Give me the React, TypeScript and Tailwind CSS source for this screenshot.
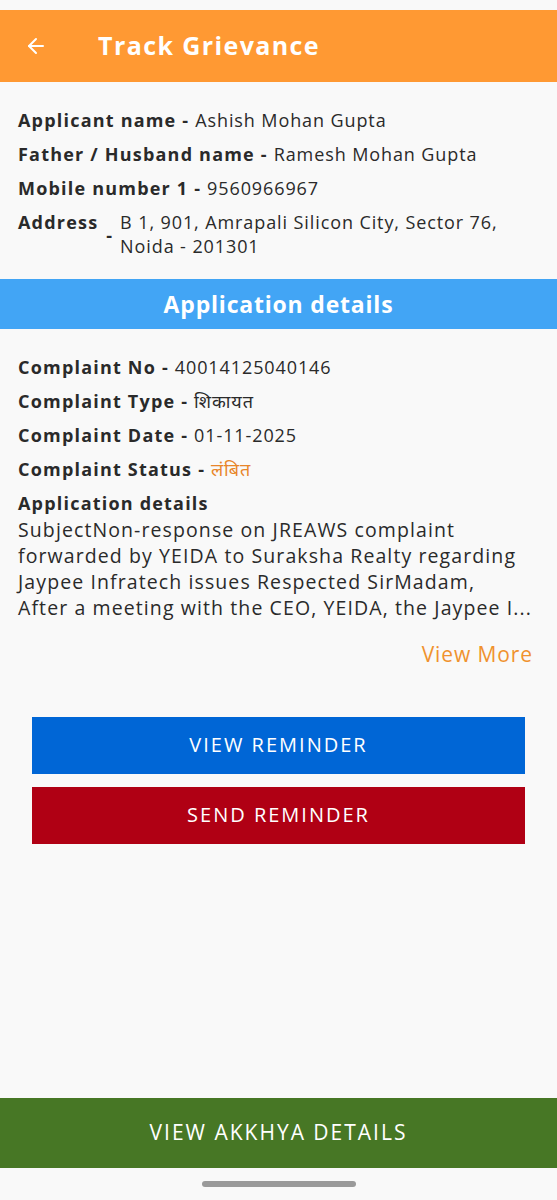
import React from 'react';
import { ArrowLeft } from 'lucide-react';

// one "label - value" line of the applicant / complaint blocks
const InfoRow = ({ label, value, valueClass = '' }: { label: string; value: string; valueClass?: string }) => (
  <p className="leading-[24px]">
    <span className="font-bold tracking-[1.2px]">{label} - </span>
    <span className={`tracking-[0.9px] ${valueClass}`}>{value}</span>
  </p>
);

export default function App() {
  return (
    <div
      className="min-h-[1200px] w-full flex flex-col bg-[#f9f9f9] text-[#2a2a2a]"
      style={{ fontFamily: '"Open Sans", "Noto Sans", sans-serif' }}
    >
      <div className="h-[10px] bg-[#f9f9f9]" />

      {/* header */}
      <div className="h-[72px] bg-[#ff9933] flex items-center px-[24px] text-white">
        <ArrowLeft size={24} strokeWidth={2} />
        <h1 className="ml-[50px] text-[25px] font-bold tracking-[1.4px]">Track Grievance</h1>
      </div>

      {/* applicant */}
      <div className="px-[18px] pt-[26px] pb-[21px] text-[18px] flex flex-col gap-[10px]">
        <InfoRow label="Applicant name" value="Ashish Mohan Gupta" />
        <InfoRow label="Father / Husband name" value="Ramesh Mohan Gupta" />
        <InfoRow label="Mobile number 1" value="9560966967" />
        <div className="flex leading-[24px]">
          <span className="font-bold tracking-[1.2px]">Address</span>
          <span className="font-bold self-center ml-[8px] mr-[8px] mt-[2px]">-</span>
          <span className="tracking-[0.9px]">
            B 1, 901, Amrapali Silicon City, Sector 76,
            <br />
            Noida - 201301
          </span>
        </div>
      </div>

      <div className="h-[50px] bg-[#42a5f5] flex items-center justify-center text-white text-[23px] font-bold tracking-[0.8px]">
        Application details
      </div>

      {/* complaint */}
      <div className="px-[18px] pt-[26px] text-[18px] flex flex-col gap-[10px]">
        <InfoRow label="Complaint No" value="40014125040146" />
        <InfoRow label="Complaint Type" value="शिकायत" />
        <InfoRow label="Complaint Date" value="01-11-2025" />
        <InfoRow label="Complaint Status" value="लंबित" valueClass="text-[#e8862a]" />
        <div className="flex flex-col">
          <p className="font-bold leading-[24px] tracking-[1.2px]">Application details</p>
          <div className="text-[19.5px] leading-[26px] tracking-[1.1px] mt-[2px] whitespace-nowrap">
            <p>SubjectNon-response on JREAWS complaint</p>
            <p>forwarded by YEIDA to Suraksha Realty regarding</p>
            <p>Jaypee Infratech issues Respected SirMadam,</p>
            <p>After a meeting with the CEO, YEIDA, the Jaypee I...</p>
          </div>
        </div>
        <p className="text-right text-[21px] text-[#f0922e] tracking-[0.9px] pr-[6px] mt-[8px]">View More</p>
      </div>

      {/* actions */}
      <div className="px-[32px] mt-[46px] flex flex-col gap-[13px]">
        <button className="h-[57px] bg-[#0066d6] text-white text-[20px] tracking-[2px] uppercase">View Reminder</button>
        <button className="h-[57px] bg-[#b00014] text-white text-[20px] tracking-[2px] uppercase">Send Reminder</button>
      </div>

      <div className="flex-1" />

      <button className="h-[70px] bg-[#477725] text-white text-[21px] tracking-[2px] uppercase">View Akkhya Details</button>
      <div className="h-[32px] flex items-start justify-center pt-[13px]">
        <div className="w-[154px] h-[6px] rounded-full bg-[#9a9a9a]" />
      </div>
    </div>
  );
}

» **GIVEN TASK**
Repeat the listing above exactly, with no pictures.

» **RESPONSE FOR THIS EXERCISE**
Give me the React, TypeScript and Tailwind CSS source for this screenshot.
import React from 'react';
import { ArrowLeft } from 'lucide-react';

// one "label - value" line of the applicant / complaint blocks
const InfoRow = ({ label, value, valueClass = '' }: { label: string; value: string; valueClass?: string }) => (
  <p className="leading-[24px]">
    <span className="font-bold tracking-[1.2px]">{label} - </span>
    <span className={`tracking-[0.9px] ${valueClass}`}>{value}</span>
  </p>
);

export default function App() {
  return (
    <div
      className="min-h-[1200px] w-full flex flex-col bg-[#f9f9f9] text-[#2a2a2a]"
      style={{ fontFamily: '"Open Sans", "Noto Sans", sans-serif' }}
    >
      <div className="h-[10px] bg-[#f9f9f9]" />

      {/* header */}
      <div className="h-[72px] bg-[#ff9933] flex items-center px-[24px] text-white">
        <ArrowLeft size={24} strokeWidth={2} />
        <h1 className="ml-[50px] text-[25px] font-bold tracking-[1.4px]">Track Grievance</h1>
      </div>

      {/* applicant */}
      <div className="px-[18px] pt-[26px] pb-[21px] text-[18px] flex flex-col gap-[10px]">
        <InfoRow label="Applicant name" value="Ashish Mohan Gupta" />
        <InfoRow label="Father / Husband name" value="Ramesh Mohan Gupta" />
        <InfoRow label="Mobile number 1" value="9560966967" />
        <div className="flex leading-[24px]">
          <span className="font-bold tracking-[1.2px]">Address</span>
          <span className="font-bold self-center ml-[8px] mr-[8px] mt-[2px]">-</span>
          <span className="tracking-[0.9px]">
            B 1, 901, Amrapali Silicon City, Sector 76,
            <br />
            Noida - 201301
          </span>
        </div>
      </div>

      <div className="h-[50px] bg-[#42a5f5] flex items-center justify-center text-white text-[23px] font-bold tracking-[0.8px]">
        Application details
      </div>

      {/* complaint */}
      <div className="px-[18px] pt-[26px] text-[18px] flex flex-col gap-[10px]">
        <InfoRow label="Complaint No" value="40014125040146" />
        <InfoRow label="Complaint Type" value="शिकायत" />
        <InfoRow label="Complaint Date" value="01-11-2025" />
        <InfoRow label="Complaint Status" value="लंबित" valueClass="text-[#e8862a]" />
        <div className="flex flex-col">
          <p className="font-bold leading-[24px] tracking-[1.2px]">Application details</p>
          <div className="text-[19.5px] leading-[26px] tracking-[1.1px] mt-[2px] whitespace-nowrap">
            <p>SubjectNon-response on JREAWS complaint</p>
            <p>forwarded by YEIDA to Suraksha Realty regarding</p>
            <p>Jaypee Infratech issues Respected SirMadam,</p>
            <p>After a meeting with the CEO, YEIDA, the Jaypee I...</p>
          </div>
        </div>
        <p className="text-right text-[21px] text-[#f0922e] tracking-[0.9px] pr-[6px] mt-[8px]">View More</p>
      </div>

      {/* actions */}
      <div className="px-[32px] mt-[46px] flex flex-col gap-[13px]">
        <button className="h-[57px] bg-[#0066d6] text-white text-[20px] tracking-[2px] uppercase">View Reminder</button>
        <button className="h-[57px] bg-[#b00014] text-white text-[20px] tracking-[2px] uppercase">Send Reminder</button>
      </div>

      <div className="flex-1" />

      <button className="h-[70px] bg-[#477725] text-white text-[21px] tracking-[2px] uppercase">View Akkhya Details</button>
      <div className="h-[32px] flex items-start justify-center pt-[13px]">
        <div className="w-[154px] h-[6px] rounded-full bg-[#9a9a9a]" />
      </div>
    </div>
  );
}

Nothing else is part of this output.